The Buddha often spoke in simple, pithy statements that are less like step-by-step instructions than they are like koans, or riddles, that we need to figure out for ourselves from the scantest of clues. In the Rinzai school of Zen Buddhism, meditators spend long hours focusing their mind on essentially alogical statements or stories called koans that make no sense whatsoever but are nonetheless presented as a kind of puzzle, to which the meditator has to come up with an answer or, at least, a response. *

The above quoted sentences from the Satipatthana Sutta are very much like a koan, except that you need to figure out this puzzle not with your mind but through the feeling awareness of your body.

Just as no one can provide you with the answer to a Zen koan, no one can show you definitively how to breathe through your whole body. You have to figure out on your own, by yourself, what you have to do (and mostly undo) and how you can best go about doing that. Breathing through your whole body is not in any way an expertise to attain or a skill set to perfect. It is not some far-off goal to achieve, but the possibility in the very breath you’re taking, a constant reminder simply to let go as best you can, to relax into your body, to yield to the primal impulse to breathe. From one stepping-stone of breath to the next, it leads you along a path whose only goal is to be as present as possible to the possibilities of the stepping-stone you’re on.

Focusing awareness on the breath at the front of the body is an instruction that’s relatively easy to understand and follow. So are the implications of the suggestion to observe whether the breath is long or short. But breathing through the whole body is an entirely different kind of instruction. It is more like the answer to the riddle of breath than the instructions on how to solve it.

Breathing through the whole body hints at a condition in which body, breath, and mind--ordinarily so disconnected from one another--can be felt to come together into a single, coterminous phenomenon.

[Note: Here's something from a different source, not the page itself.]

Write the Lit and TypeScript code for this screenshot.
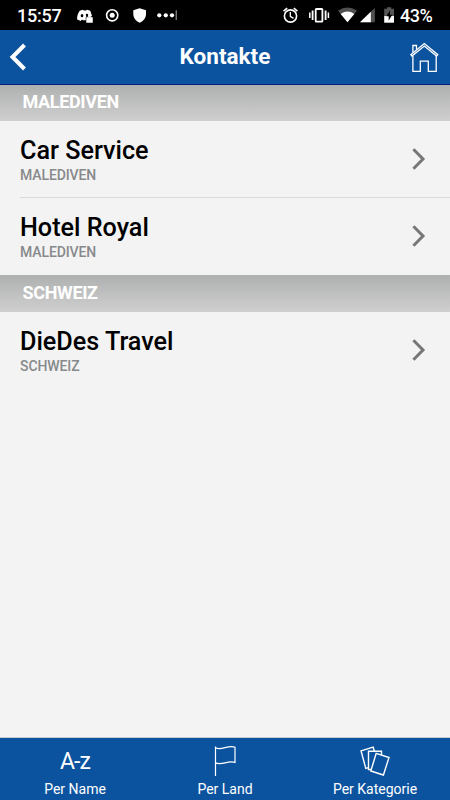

While you have to discover for yourself how the integration of these three aspects of experience might occur, the following principles, and the exercises that follow, can help guide you in your efforts.

For starters, the practice is not about making any efforts, but about letting go. You can’t artificially manufacture a breath that breathes through the whole body; nor would you want to. You can only surrender to the impulse to breathe and keep letting go, as best you can, of whatever tension and stillness you encounter in your body as you do. Letting go of whatever binds your body and contracts your mind is meditation’s constant opportunity (as well as its challenge). Exploring the possibility of breathing through your whole body, you have no choice but to keep letting go.

Continued on page 2: Breath and Presence of Body »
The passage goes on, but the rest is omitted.